When I’m at SIGGRAPH, I’m planning to visit some friends in the Intel booth to see their new motion blurring technology. I’m sure people more knowledgeable in the field will find even more interesting developments from these engineers who are helping drive software defined visualization work, in particular with their Embree open source ray tracing library, and the OSPRay open source rendering engine for high-fidelity visualization (built on top of Embree). Key developers will be in the Intel booth at SIGGRAPH, and have a couple papers in the High-Performance Graphics (HPG) conference that is collocated with SIGGRAPH.

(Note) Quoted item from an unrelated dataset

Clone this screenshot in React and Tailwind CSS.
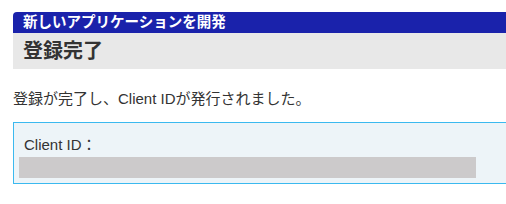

The Embree/OSPRay engineers have two interesting papers they will present at HPG. Both will be presented on Saturday July 29, in “Papers Session 3: Acceleration Structures for Ray Tracing”:
- Improved Two-Level BVHs Using Partial Re-Braiding, by Carsten Benthin, Sven Woop, Ingo Wald, Attila Afra
- STBVH: A Spatial-Temporal BVH for Efficient Multi-Segment Motion Blur, by Sven Woop, Attila Afra, Carsten Benthin
The SDVis machine (I refer to it as a “dream machine for software visualization” – but they simply call it the “Software Defined Visualization Appliance”) – and one such machine will be in the Intel booth at SIGGRAPH. I did not go to see it at ISC in Germany where they showed off HPC related visualization work with the hot topic being “in situ visualization.” At SIGGGRAPH, they will have demos around high-fidelity (realistic) visualization – specifically demonstrating Embree's novel approach to handle multi-segment motion blur and OSPRay's photorealistic renderer to interactively render a scene. These demos relate to their HPG papers.

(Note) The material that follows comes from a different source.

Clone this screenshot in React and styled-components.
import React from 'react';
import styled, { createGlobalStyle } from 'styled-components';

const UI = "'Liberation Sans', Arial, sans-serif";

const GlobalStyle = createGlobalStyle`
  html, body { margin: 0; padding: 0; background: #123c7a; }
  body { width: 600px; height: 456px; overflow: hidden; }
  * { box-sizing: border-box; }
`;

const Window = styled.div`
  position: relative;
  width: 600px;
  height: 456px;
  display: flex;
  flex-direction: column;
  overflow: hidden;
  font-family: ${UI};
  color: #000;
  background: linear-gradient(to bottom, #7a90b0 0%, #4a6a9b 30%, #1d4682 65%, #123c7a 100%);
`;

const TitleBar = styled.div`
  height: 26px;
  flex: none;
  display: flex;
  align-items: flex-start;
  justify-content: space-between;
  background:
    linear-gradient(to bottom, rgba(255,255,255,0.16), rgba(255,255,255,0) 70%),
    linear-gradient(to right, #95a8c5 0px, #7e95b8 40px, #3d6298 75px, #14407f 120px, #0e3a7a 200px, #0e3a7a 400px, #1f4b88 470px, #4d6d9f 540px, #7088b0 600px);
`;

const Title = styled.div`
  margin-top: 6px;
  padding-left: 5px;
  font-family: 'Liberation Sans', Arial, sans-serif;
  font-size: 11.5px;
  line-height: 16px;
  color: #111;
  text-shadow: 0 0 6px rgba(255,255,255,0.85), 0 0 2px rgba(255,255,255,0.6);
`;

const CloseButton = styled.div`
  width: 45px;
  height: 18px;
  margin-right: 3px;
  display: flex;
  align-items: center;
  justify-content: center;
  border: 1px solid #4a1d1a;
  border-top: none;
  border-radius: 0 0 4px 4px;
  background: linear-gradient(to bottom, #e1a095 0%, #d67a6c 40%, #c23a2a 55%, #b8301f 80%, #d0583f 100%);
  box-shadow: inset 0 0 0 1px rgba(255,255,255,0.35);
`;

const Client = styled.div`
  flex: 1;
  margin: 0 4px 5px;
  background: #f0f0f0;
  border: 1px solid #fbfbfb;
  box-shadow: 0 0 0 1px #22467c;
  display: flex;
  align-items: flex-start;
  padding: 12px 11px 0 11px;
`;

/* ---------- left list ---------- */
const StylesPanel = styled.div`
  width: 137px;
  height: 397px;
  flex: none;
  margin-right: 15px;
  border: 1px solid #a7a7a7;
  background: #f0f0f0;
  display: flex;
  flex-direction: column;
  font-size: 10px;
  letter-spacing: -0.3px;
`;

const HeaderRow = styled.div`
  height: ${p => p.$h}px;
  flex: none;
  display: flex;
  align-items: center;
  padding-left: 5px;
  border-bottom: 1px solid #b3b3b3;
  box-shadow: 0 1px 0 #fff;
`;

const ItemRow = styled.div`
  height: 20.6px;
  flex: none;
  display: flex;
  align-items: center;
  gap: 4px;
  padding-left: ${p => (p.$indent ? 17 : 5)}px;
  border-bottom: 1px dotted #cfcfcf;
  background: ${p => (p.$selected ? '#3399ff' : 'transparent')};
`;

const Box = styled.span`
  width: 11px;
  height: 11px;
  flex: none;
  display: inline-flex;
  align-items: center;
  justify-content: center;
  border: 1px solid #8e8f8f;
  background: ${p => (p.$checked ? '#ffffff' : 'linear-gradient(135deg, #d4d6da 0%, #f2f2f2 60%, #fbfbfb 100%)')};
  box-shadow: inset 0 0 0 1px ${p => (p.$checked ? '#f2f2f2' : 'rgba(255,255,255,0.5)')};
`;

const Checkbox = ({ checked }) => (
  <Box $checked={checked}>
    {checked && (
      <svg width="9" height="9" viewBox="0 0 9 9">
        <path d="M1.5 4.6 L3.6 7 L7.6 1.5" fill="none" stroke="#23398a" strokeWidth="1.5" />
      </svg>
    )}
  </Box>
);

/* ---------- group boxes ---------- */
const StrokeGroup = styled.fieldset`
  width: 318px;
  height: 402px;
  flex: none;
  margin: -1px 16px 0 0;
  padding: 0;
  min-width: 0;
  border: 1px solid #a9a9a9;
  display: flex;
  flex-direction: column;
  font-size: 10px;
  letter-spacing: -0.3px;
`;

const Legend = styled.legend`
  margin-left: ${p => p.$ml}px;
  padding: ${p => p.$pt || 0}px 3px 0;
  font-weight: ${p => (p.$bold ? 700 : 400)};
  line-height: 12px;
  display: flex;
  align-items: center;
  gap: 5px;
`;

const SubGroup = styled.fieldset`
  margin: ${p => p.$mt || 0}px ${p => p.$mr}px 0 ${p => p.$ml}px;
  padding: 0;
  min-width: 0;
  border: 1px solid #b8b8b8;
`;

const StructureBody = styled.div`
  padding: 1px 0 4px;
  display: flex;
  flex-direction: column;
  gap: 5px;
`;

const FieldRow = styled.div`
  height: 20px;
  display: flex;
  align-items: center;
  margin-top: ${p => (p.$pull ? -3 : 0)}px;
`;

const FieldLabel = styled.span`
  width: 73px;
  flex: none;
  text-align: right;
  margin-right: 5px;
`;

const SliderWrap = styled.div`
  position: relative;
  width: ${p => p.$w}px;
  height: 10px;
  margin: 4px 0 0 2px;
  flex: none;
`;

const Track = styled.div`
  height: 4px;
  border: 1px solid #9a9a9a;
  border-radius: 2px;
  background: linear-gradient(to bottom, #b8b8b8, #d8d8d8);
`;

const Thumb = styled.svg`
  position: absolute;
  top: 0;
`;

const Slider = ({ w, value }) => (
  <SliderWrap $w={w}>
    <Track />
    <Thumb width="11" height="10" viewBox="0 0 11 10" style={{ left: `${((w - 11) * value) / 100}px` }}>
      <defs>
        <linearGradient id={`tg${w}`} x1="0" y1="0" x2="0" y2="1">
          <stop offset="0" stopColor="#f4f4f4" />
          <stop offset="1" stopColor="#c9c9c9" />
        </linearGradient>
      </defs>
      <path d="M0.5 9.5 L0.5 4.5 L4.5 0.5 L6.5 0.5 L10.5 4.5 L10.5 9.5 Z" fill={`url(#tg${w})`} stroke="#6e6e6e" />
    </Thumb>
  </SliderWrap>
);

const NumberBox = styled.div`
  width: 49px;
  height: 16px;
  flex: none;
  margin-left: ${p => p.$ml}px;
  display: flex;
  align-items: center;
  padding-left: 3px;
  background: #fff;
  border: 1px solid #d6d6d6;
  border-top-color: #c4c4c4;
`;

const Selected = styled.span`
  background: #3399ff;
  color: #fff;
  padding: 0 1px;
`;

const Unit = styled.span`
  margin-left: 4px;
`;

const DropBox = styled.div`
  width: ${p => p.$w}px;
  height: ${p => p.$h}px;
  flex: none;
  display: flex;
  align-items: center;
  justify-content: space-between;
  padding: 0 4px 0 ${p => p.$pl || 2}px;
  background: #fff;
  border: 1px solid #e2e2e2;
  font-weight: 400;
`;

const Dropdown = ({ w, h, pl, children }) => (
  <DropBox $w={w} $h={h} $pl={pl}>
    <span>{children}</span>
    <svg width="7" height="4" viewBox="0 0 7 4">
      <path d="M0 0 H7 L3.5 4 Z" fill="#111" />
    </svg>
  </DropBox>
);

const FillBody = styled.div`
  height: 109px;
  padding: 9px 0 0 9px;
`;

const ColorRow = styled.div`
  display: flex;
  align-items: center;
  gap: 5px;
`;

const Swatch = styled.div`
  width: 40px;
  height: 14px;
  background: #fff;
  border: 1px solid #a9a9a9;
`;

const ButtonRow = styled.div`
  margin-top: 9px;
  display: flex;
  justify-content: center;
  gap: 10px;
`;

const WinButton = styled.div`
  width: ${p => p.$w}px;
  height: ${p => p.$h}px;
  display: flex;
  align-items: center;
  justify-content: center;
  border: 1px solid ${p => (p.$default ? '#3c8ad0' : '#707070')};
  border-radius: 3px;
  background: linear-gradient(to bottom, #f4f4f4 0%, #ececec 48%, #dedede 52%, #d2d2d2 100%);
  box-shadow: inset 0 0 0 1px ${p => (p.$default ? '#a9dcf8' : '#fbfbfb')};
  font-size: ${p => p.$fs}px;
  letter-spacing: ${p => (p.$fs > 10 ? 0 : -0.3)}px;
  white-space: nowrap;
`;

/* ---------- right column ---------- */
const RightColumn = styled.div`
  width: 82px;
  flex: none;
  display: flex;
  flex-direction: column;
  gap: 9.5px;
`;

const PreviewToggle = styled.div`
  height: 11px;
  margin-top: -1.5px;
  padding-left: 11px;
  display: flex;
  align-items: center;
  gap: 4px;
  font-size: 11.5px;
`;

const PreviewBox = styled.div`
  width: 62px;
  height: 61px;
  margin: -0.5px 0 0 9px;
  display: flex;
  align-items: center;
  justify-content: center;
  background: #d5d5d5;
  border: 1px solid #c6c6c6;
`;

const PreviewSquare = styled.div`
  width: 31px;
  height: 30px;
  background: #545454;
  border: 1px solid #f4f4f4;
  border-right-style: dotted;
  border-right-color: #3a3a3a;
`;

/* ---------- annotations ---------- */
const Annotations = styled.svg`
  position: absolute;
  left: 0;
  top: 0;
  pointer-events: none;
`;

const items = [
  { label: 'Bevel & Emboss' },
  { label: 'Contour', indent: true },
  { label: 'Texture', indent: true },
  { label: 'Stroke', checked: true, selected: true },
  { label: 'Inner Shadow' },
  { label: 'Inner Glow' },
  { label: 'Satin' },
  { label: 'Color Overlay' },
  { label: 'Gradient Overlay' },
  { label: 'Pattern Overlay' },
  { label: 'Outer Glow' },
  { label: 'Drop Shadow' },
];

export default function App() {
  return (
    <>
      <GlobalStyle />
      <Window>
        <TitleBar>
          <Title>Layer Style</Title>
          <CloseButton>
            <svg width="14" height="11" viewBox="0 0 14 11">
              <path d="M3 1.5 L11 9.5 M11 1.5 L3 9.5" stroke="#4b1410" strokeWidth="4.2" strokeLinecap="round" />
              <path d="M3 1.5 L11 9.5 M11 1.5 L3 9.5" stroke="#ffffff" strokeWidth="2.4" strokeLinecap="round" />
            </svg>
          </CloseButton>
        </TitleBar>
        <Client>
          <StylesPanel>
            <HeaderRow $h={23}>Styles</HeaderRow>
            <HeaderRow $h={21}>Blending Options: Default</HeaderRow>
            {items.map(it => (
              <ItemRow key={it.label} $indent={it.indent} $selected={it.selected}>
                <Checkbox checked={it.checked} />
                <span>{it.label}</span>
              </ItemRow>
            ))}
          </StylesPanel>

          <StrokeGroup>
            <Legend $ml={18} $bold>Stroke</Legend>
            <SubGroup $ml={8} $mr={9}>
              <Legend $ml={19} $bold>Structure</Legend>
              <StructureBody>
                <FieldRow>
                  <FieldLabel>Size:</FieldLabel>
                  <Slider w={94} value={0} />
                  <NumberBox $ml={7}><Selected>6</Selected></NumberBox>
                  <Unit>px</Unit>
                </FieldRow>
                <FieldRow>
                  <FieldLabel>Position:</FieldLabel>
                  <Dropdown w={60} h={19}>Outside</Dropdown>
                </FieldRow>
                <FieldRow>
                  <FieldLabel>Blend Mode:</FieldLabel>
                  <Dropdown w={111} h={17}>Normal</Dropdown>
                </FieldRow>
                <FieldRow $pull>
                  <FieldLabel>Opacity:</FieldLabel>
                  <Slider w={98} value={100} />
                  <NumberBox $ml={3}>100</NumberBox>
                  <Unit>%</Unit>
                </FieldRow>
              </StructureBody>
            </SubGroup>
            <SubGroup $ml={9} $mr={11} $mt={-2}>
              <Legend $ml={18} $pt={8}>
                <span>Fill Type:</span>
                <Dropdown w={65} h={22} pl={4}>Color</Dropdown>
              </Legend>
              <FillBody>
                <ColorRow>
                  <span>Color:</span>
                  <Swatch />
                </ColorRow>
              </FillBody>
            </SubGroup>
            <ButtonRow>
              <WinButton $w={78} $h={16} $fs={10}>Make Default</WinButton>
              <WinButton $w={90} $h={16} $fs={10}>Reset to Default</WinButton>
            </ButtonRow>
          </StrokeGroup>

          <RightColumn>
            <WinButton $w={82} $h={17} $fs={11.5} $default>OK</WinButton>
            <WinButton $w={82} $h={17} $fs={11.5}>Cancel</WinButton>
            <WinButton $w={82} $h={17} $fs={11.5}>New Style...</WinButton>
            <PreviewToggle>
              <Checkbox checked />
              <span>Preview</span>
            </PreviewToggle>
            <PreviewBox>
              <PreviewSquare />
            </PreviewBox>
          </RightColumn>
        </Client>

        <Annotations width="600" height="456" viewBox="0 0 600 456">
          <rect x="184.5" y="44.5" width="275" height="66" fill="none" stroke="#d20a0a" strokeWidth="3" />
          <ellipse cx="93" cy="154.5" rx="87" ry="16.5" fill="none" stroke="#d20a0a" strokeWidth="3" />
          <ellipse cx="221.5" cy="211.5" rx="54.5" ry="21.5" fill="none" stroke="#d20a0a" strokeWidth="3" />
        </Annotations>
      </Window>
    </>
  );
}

showing the mblur approach: original (left) and with blurring (right)
original image (CC) caminandes.com
I’m sure the partial re-braiding is amazing, but it’s the blurring that caught my attention.

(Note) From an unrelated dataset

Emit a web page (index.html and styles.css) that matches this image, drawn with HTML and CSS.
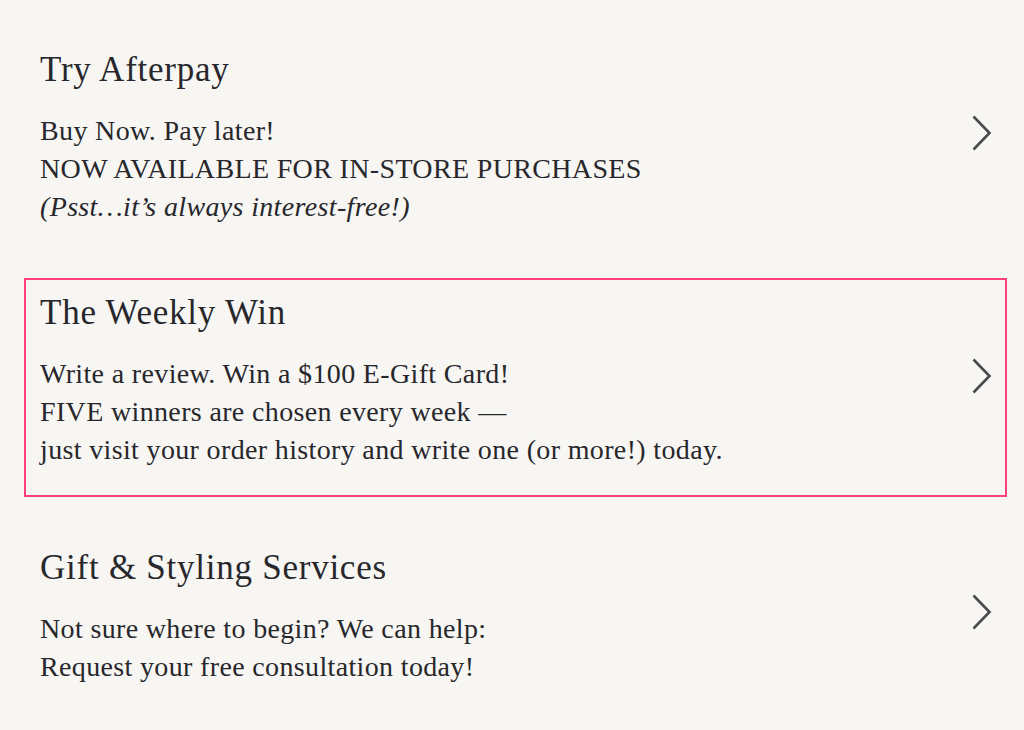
FILE: index.html
```html
<!DOCTYPE html>
<html lang="en">
<head>
<meta charset="utf-8">
<title>Offers</title>
<link rel="stylesheet" href="styles.css">
</head>
<body>
<ul class="list">
  <li class="item">
    <div class="text">
      <h2 class="title">Try Afterpay</h2>
      <p class="body">Buy Now. Pay later!<br>NOW AVAILABLE FOR IN-STORE PURCHASES<br><em>(Psst…it’s always interest-free!)</em></p>
    </div>
    <svg class="chev" viewBox="0 0 22 38" width="22" height="38"><path d="M2.5 2.5 L18.5 19 L2.5 35.5" fill="none" stroke="#4a4a4e" stroke-width="2.6"/></svg>
  </li>
  <li class="item active">
    <div class="text">
      <h2 class="title">The Weekly Win</h2>
      <p class="body">Write a review. Win a $100 E-Gift Card!<br>FIVE winners are chosen every week —<br>just visit your order history and write one (or more!) today.</p>
    </div>
    <svg class="chev" viewBox="0 0 22 38" width="22" height="38"><path d="M2.5 2.5 L18.5 19 L2.5 35.5" fill="none" stroke="#4a4a4e" stroke-width="2.6"/></svg>
  </li>
  <li class="item item-last">
    <div class="text">
      <h2 class="title">Gift &amp; Styling Services</h2>
      <p class="body">Not sure where to begin? We can help:<br>Request your free consultation today!</p>
    </div>
    <svg class="chev" viewBox="0 0 22 38" width="22" height="38"><path d="M2.5 2.5 L18.5 19 L2.5 35.5" fill="none" stroke="#4a4a4e" stroke-width="2.6"/></svg>
  </li>
</ul>
</body>
</html>
```
FILE: styles.css
```css
html, body {
  margin: 0;
  padding: 0;
  background: #f7f6f3;
}
body {
  font-family: "Liberation Serif", "Times New Roman", serif;
  color: #27272c;
  height: 730px;
  overflow: hidden;
}
.list {
  list-style: none;
  margin: 0;
  padding: 35px 17px 0 24px;
  display: flex;
  flex-direction: column;
}
.item {
  display: flex;
  align-items: center;
  justify-content: space-between;
  border: 2px solid transparent;
  padding: 13px 12px 26px 14px;
}
.item + .item {
  margin-top: 24px;
}
.item.item-last {
  margin-top: 36px;
}
.item.active {
  border-color: #ff3f7e;
}
.title {
  margin: 0 0 22px;
  font-size: 35px;
  letter-spacing: 0.75px;
  font-weight: normal;
  line-height: 40px;
}
.body {
  margin: 0;
  font-size: 28px;
  letter-spacing: 0.35px;
  line-height: 38px;
}
.chev {
  flex: none;
  margin-bottom: 10px;
}
```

First of all, theoretically blurring is not needed. With a super high framerate, and amazing resolution, the blurring would just appear to us like real life. At least, I think that’s right.
However, with realistic framerates and resolutions we detect a scene as being unrealistic when blurring is not there. In fact, in some cases, spokes on wheels appear to go backwards.
The solution? Blurring. But, like many topics, what seems simple enough, is not. A simple algorithm might be to take adjacent frames and create a blur based on changes. Perhaps do this on a higher framerate visualization as your sample it down to the target framerate for your final production. Unfortunately, this approach is not efficient because the geometry has to be processed multiple times per frame and adaptive noise reduction on parts of the image is not possible.
That where “A Spatial-Temporal BVH for Efficient Multi-Segment Motion Blur” kicks in. These engineers had a different approach in which they pay attention to the actual motion of object. Imagine a scene with a helicopter blade turning around-and-around while a bird flies through the scene in something much closer to a straight line. Their method comprehends the actual motion, and create blurring based on that. Of course, doing this with high performance and high-fidelity both are what really makes their work valuable. In the example images above, the train blurring varies in a realistic fashion.
If want to read a better description of their work, and their comparisons with previous work, you should read their paper and/or visit them at HPG, or SIGGRAPH in the Intel booth.
I hope to see some of you at SIGGRAPH. I’m co-teaching a tutorial “Multithreading for Visual Effects” on Monday at 2pm. After that, I’m running over to see the Embree/OSPRay folks in the Intel booth.